Concept

Robert Brasillach

Summary
Robert Brasillach (ʁɔbɛʁ bʁazijak; 31 March 1909 – 6 February 1945) was a French author and journalist. He was the editor of Je suis partout, a nationalist newspaper which advocated fascist movements and supported Jacques Doriot. After the liberation of France in 1944, he was executed following a trial and Charles de Gaulle's express refusal to grant him a pardon. Brasillach was executed for advocating collaborationism, denunciation and incitement to murder. The execution remains a subject of some controversy, because Brasillach was executed for "intellectual crimes", rather than military or political actions.
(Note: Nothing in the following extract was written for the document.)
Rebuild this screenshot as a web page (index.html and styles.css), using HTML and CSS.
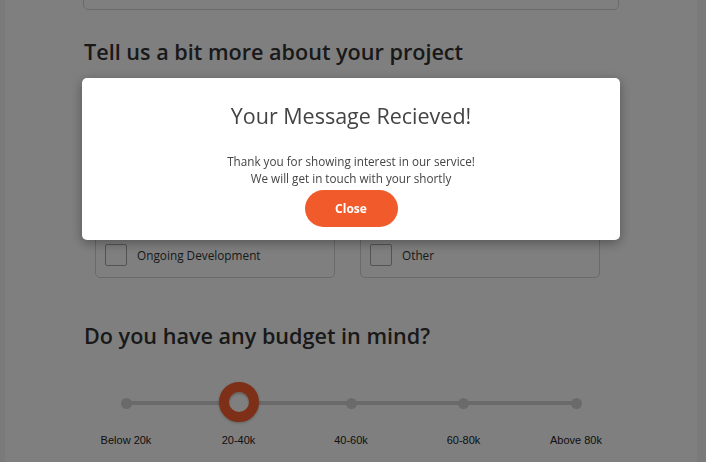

Robert Brasillach was born in Perpignan on 31 March 1909, the son of Lieutenant Arthémile Brasillach, who served in the colonial regiment of Marshall Lyautey in Morocco, and Marguerite Brasillach, née Redo. He studied at the École normale supérieure, at the time a school of the University of Paris, and then became a novelist and literary critic for the Action française of Charles Maurras. After the 6 February 1934 crisis in the Place de la Concorde, Brasillach openly supported fascism. His politics are shared by several of the protagonists in his literary works, notably the two male main characters in The Seven Colours (see below). Brasillach wrote both fiction and non-fiction. While his fiction dealt with love, life and politics in his era, his non-fiction dealt with a great variety of themes, ranging from drama, great literary figures and contemporary world events. His work in the realm of cinema history (see below) was particularly influential. Brasillach was fascinated by the cinema and in 1935 co-wrote a detailed critical history of that medium, Histoire du cinéma (re-edited in 1943), with his brother-in-law, Maurice Bardèche. This work remained the "most prominent aesthetic history of film for at least a decade", and a work that exerted considerable influence, via its impact on Georges Sadoul (who nonetheless disliked the authors) until the 1970s.